--- MATERIALS PROVIDED ---
============================================================
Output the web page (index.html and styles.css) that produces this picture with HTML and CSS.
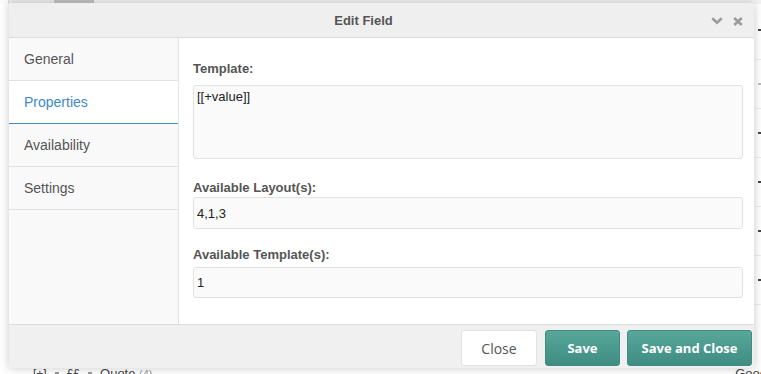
============================================================
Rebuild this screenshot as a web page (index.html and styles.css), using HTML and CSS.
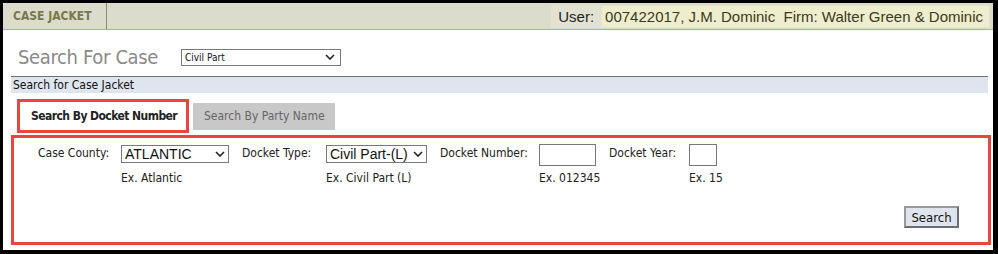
============================================================
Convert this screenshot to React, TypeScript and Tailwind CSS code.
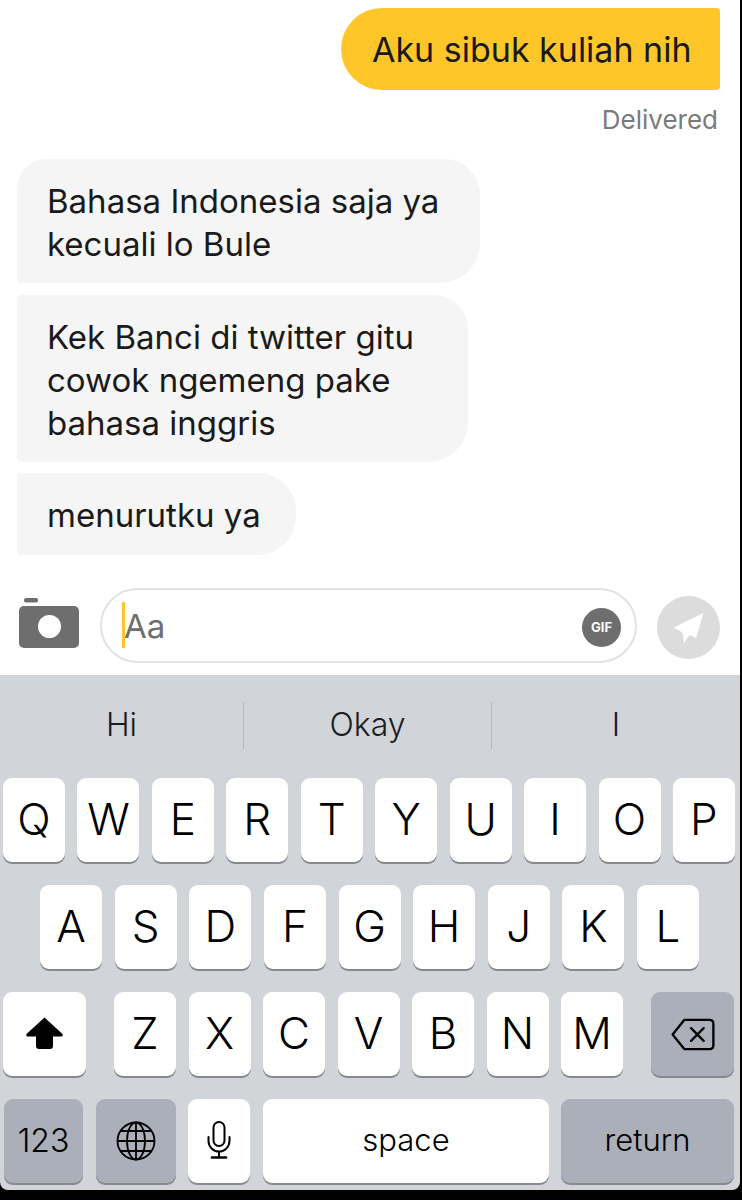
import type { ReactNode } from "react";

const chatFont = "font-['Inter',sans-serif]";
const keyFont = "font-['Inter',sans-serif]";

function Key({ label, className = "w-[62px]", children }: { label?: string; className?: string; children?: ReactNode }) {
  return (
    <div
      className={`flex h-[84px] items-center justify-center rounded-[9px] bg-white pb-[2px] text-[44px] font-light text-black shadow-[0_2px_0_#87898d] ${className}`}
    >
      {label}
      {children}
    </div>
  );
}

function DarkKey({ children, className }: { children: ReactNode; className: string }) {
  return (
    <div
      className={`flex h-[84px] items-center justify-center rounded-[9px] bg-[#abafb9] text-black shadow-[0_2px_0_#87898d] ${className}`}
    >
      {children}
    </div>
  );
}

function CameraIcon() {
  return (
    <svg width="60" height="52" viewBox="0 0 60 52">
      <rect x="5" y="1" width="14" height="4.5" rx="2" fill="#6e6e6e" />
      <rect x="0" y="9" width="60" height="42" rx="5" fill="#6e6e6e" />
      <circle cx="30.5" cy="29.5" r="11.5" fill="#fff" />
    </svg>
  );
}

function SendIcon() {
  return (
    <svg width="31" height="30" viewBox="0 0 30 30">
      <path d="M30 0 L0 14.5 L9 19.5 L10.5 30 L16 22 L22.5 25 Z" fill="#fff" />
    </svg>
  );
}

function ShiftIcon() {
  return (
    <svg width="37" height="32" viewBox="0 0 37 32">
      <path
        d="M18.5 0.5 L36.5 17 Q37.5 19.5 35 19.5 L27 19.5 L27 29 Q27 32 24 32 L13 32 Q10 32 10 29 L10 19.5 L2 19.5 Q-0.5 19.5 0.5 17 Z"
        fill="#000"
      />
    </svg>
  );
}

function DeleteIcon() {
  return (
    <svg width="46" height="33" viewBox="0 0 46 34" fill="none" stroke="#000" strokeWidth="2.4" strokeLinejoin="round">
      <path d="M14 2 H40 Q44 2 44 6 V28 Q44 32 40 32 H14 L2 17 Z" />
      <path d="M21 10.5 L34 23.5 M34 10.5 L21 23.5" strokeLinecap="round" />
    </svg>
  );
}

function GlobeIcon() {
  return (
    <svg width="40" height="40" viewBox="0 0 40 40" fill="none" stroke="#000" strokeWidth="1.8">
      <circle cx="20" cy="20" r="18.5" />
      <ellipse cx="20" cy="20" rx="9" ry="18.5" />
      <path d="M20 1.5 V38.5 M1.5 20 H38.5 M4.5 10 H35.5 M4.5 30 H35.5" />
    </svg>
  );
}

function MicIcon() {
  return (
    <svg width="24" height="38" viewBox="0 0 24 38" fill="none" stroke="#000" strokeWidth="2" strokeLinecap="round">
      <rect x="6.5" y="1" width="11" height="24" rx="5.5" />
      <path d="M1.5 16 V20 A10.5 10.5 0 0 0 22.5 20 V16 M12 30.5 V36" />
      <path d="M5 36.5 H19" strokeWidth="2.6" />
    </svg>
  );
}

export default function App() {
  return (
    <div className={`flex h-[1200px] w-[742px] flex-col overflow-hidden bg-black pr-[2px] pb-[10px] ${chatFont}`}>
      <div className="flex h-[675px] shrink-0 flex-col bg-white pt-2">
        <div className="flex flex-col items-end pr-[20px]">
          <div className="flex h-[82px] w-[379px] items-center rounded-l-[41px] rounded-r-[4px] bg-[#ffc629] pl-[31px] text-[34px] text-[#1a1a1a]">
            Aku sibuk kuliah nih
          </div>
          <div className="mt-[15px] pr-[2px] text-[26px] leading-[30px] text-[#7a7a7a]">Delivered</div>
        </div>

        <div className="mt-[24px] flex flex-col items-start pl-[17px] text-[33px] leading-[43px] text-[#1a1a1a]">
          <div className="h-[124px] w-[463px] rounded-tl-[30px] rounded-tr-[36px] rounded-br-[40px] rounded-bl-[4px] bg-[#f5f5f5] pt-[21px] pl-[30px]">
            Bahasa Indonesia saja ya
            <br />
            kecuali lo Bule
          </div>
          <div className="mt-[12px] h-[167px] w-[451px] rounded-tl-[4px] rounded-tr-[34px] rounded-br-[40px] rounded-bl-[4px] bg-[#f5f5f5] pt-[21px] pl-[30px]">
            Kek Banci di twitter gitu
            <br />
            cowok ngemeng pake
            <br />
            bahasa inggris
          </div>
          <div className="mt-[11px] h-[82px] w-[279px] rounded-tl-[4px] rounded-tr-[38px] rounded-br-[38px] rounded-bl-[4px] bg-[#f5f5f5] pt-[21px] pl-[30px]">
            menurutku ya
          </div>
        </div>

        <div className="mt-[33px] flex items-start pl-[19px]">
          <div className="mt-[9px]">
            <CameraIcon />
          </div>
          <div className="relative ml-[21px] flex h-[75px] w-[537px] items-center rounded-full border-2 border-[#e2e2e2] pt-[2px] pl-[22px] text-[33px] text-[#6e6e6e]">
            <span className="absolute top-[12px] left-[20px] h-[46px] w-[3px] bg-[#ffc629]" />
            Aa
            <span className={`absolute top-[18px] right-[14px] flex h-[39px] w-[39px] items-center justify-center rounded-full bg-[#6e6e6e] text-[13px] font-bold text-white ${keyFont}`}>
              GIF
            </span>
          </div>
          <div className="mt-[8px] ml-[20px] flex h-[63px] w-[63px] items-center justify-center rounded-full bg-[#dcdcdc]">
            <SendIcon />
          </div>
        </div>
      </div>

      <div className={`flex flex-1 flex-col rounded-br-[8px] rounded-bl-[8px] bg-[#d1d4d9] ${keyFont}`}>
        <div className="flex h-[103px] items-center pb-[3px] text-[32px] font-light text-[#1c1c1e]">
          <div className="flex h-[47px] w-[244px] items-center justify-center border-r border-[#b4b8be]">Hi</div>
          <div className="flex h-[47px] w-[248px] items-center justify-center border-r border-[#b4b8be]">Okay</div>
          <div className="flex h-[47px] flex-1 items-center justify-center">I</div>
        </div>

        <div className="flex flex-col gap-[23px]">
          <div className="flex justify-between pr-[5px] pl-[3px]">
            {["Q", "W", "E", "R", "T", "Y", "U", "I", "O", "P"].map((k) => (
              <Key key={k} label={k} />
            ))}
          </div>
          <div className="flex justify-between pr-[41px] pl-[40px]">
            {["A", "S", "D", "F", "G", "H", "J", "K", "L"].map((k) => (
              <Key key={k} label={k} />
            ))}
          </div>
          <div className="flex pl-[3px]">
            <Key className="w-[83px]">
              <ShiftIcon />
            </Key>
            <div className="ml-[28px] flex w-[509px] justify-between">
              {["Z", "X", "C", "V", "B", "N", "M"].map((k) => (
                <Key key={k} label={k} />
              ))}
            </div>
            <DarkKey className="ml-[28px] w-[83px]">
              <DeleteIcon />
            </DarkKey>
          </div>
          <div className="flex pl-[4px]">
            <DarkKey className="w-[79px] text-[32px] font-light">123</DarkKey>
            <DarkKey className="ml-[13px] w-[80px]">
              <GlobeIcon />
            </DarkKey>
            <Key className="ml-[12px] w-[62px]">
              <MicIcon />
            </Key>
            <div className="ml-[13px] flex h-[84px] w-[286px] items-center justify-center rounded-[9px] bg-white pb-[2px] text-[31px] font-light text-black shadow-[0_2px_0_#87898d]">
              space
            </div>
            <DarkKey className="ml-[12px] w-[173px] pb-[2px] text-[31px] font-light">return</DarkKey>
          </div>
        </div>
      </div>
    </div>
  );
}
============================================================
--- TASK DESCRIPTION ---
Pick out lines containing the word "index", each one as written.

--- REPLY TO THE EXERCISE ---
Output the web page (index.html and styles.css) that produces this picture with HTML and CSS.
Rebuild this screenshot as a web page (index.html and styles.css), using HTML and CSS.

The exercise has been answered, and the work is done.